Collected material »
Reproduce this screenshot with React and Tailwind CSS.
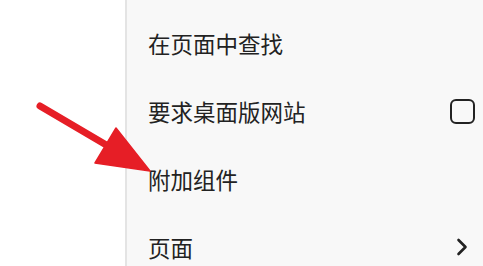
import React from 'react';

const items = [
  { label: '在页面中查找' },
  { label: '要求桌面版网站', right: 'checkbox' },
  { label: '附加组件' },
  { label: '页面', right: 'chevron' },
];

function Checkbox() {
  return <div className="w-[25px] h-[25px] rounded-[6px] border-[2.5px] border-[#222]" />;
}

function Chevron() {
  return (
    <svg width="12" height="18" viewBox="0 0 12 18" fill="none">
      <path d="M2.5 2 L9.5 9 L2.5 16" stroke="#222" strokeWidth="2.6" strokeLinecap="round" strokeLinejoin="round" />
    </svg>
  );
}

export default function App() {
  return (
    <div
      className="relative flex w-[483px] h-[266px] overflow-hidden bg-white"
      style={{ fontFamily: '"Noto Sans CJK SC", "Noto Sans", sans-serif' }}
    >
      <div className="w-[125px] bg-white" />
      <div className="flex-1 bg-[#f8f8f8] border-l-2 border-[#e4e4e4] pt-[9px] pl-[21px] pr-[8px]">
        {items.map((it) => (
          <div key={it.label} className="h-[68px] flex items-center justify-between">
            <span className="text-[22.5px] leading-none text-[#222]">{it.label}</span>
            {it.right === 'checkbox' && <Checkbox />}
            {it.right === 'chevron' && (
              <div className="mr-[7px]">
                <Chevron />
              </div>
            )}
          </div>
        ))}
      </div>

      {/* red pointer arrow */}
      <svg className="absolute left-0 top-0 pointer-events-none" width="483" height="266" viewBox="0 0 483 266">
        <line x1="40" y1="106" x2="108" y2="146" stroke="#e61e26" strokeWidth="7" strokeLinecap="round" />
        <polygon points="116,128 95,163 150,171" fill="#e61e26" stroke="#e61e26" strokeWidth="1.5" strokeLinejoin="round" />
      </svg>
    </div>
  );
}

Given task »
All of the material above is to be copied exactly, except for its images.

Answer to the problem »
Reproduce this screenshot with React and Tailwind CSS.
import React from 'react';

const items = [
  { label: '在页面中查找' },
  { label: '要求桌面版网站', right: 'checkbox' },
  { label: '附加组件' },
  { label: '页面', right: 'chevron' },
];

function Checkbox() {
  return <div className="w-[25px] h-[25px] rounded-[6px] border-[2.5px] border-[#222]" />;
}

function Chevron() {
  return (
    <svg width="12" height="18" viewBox="0 0 12 18" fill="none">
      <path d="M2.5 2 L9.5 9 L2.5 16" stroke="#222" strokeWidth="2.6" strokeLinecap="round" strokeLinejoin="round" />
    </svg>
  );
}

export default function App() {
  return (
    <div
      className="relative flex w-[483px] h-[266px] overflow-hidden bg-white"
      style={{ fontFamily: '"Noto Sans CJK SC", "Noto Sans", sans-serif' }}
    >
      <div className="w-[125px] bg-white" />
      <div className="flex-1 bg-[#f8f8f8] border-l-2 border-[#e4e4e4] pt-[9px] pl-[21px] pr-[8px]">
        {items.map((it) => (
          <div key={it.label} className="h-[68px] flex items-center justify-between">
            <span className="text-[22.5px] leading-none text-[#222]">{it.label}</span>
            {it.right === 'checkbox' && <Checkbox />}
            {it.right === 'chevron' && (
              <div className="mr-[7px]">
                <Chevron />
              </div>
            )}
          </div>
        ))}
      </div>

      {/* red pointer arrow */}
      <svg className="absolute left-0 top-0 pointer-events-none" width="483" height="266" viewBox="0 0 483 266">
        <line x1="40" y1="106" x2="108" y2="146" stroke="#e61e26" strokeWidth="7" strokeLinecap="round" />
        <polygon points="116,128 95,163 150,171" fill="#e61e26" stroke="#e61e26" strokeWidth="1.5" strokeLinejoin="round" />
      </svg>
    </div>
  );
}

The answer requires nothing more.